The climbing community is reeling after a Nepali guide was found alive on Mount Everest, days after being presumed dead in a devastating avalanche. The guide, Pemba Sherpa, was discovered in a crevasse at 8,000 metres, suffering from severe frostbite but conscious, after surviving on melted snow and a single energy bar. His rescue has sparked urgent calls from the British Mountaineering Council (BMC) for a complete overhaul of safety protocols on the world’s highest peak.
This is not just a story of miraculous survival; it is a stark reminder of the systemic risks that have turned Everest into a high-altitude circus. The BMC’s demand for reform echoes a growing frustration among seasoned climbers who see commercial expeditions cutting corners in the pursuit of summits. The council wants mandatory use of avalanche transceivers, stricter licensing for guides, and a cap on the number of permits issued each season. But will the Nepalese government, which rakes in millions from climbing royalties, listen?
Pemba’s ordeal began when a serac collapsed above the Khumbu Icefall, triggering a cascade of ice that swept away several climbers. Rescue teams initially recovered three bodies, but Pemba was listed as missing. For three nights, he lay in the crevasse, his only warmth coming from a hand-warmer packet. His survival is a testament to human endurance, but it also exposes the inadequacy of search-and-rescue operations. The BMC points out that without a coordinated response system, many climbers are left to die.

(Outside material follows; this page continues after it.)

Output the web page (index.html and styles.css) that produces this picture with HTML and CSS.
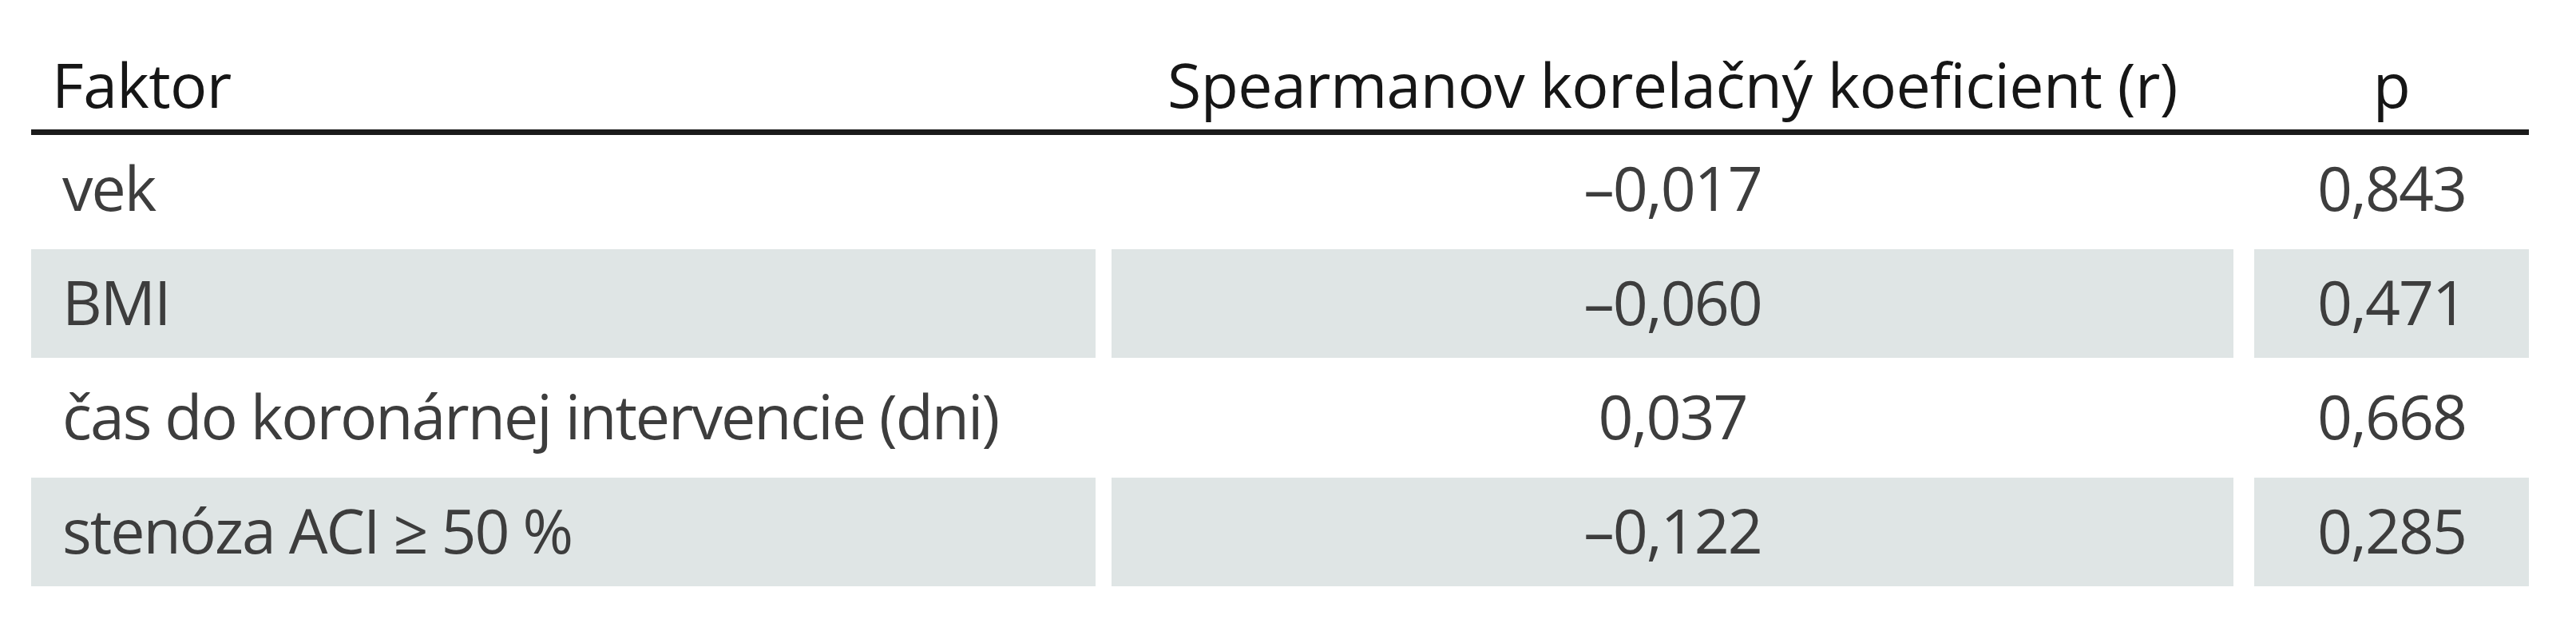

The technology gap is glaring. While commercial flights use black boxes and real-time tracking, Everest expeditions often rely on outdated radios and spotty satellite phones. Some teams now deploy drones for aerial surveillance, but the BMC argues for a mandatory digital tracking system that monitors every climber’s location and vital signs. This is not science fiction: low-power wide-area networks can transmit data from base camp to summit. The cost is trivial compared to the price of a life.
Yet the resistance is cultural. Sherpas, who risk their lives daily for relatively low pay, view surveillance as an intrusion. Western climbers argue that mountaineering is about self-reliance. But the data from a pilot programme in 2023 showed that real-time monitoring reduced rescue response times by 70%. The technology exists, but the will to implement it does not.
The BMC’s proposal also includes a mandatory acclimatisation period and a ban on expedited summit pushes that ignore weather windows. This follows a pattern: every disaster prompts calls for change, but the industry returns to business as usual. The 2014 avalanche that killed 16 Sherpas led to nothing. The 2019 overcrowding deaths did not reduce permits. The Everest economy is a behemoth that resists regulation.
Pemba’s survival may be the catalyst. His face, bandaged and swollen but alive, is already symbolising the human cost of inaction. The BMC has given the Nepalese government a three-month ultimatum to implement new safety measures or face a boycott by British climbers. That is a significant threat: British nationals represent the largest group of foreign climbers after Americans. If they stay away, the financial hit could force change.
But the real solution lies in digital sovereignty. Nepal must own its data and deploy a national platform that integrates weather stations, tracking networks, and emergency services. This is not about surveillance capitalism; it is about creating a digital safety net. The same sensors used to monitor climbing routes could forecast avalanches. The same algorithms that optimise summit schedules could prevent bottlenecks.
The bottom line is that we have the tools to make Everest safer without compromising the spirit of adventure. The question is whether the industry can overcome its own inertia. Pemba Sherpa’s story is not just a miracle; it is a verdict on a system that treats climbing as a commodity. The BMC’s demand is not radical. It is a call to apply the same standards we demand of aviation or deep-sea exploration. If Everest is to remain a mountain, not a tomb, change is imperative.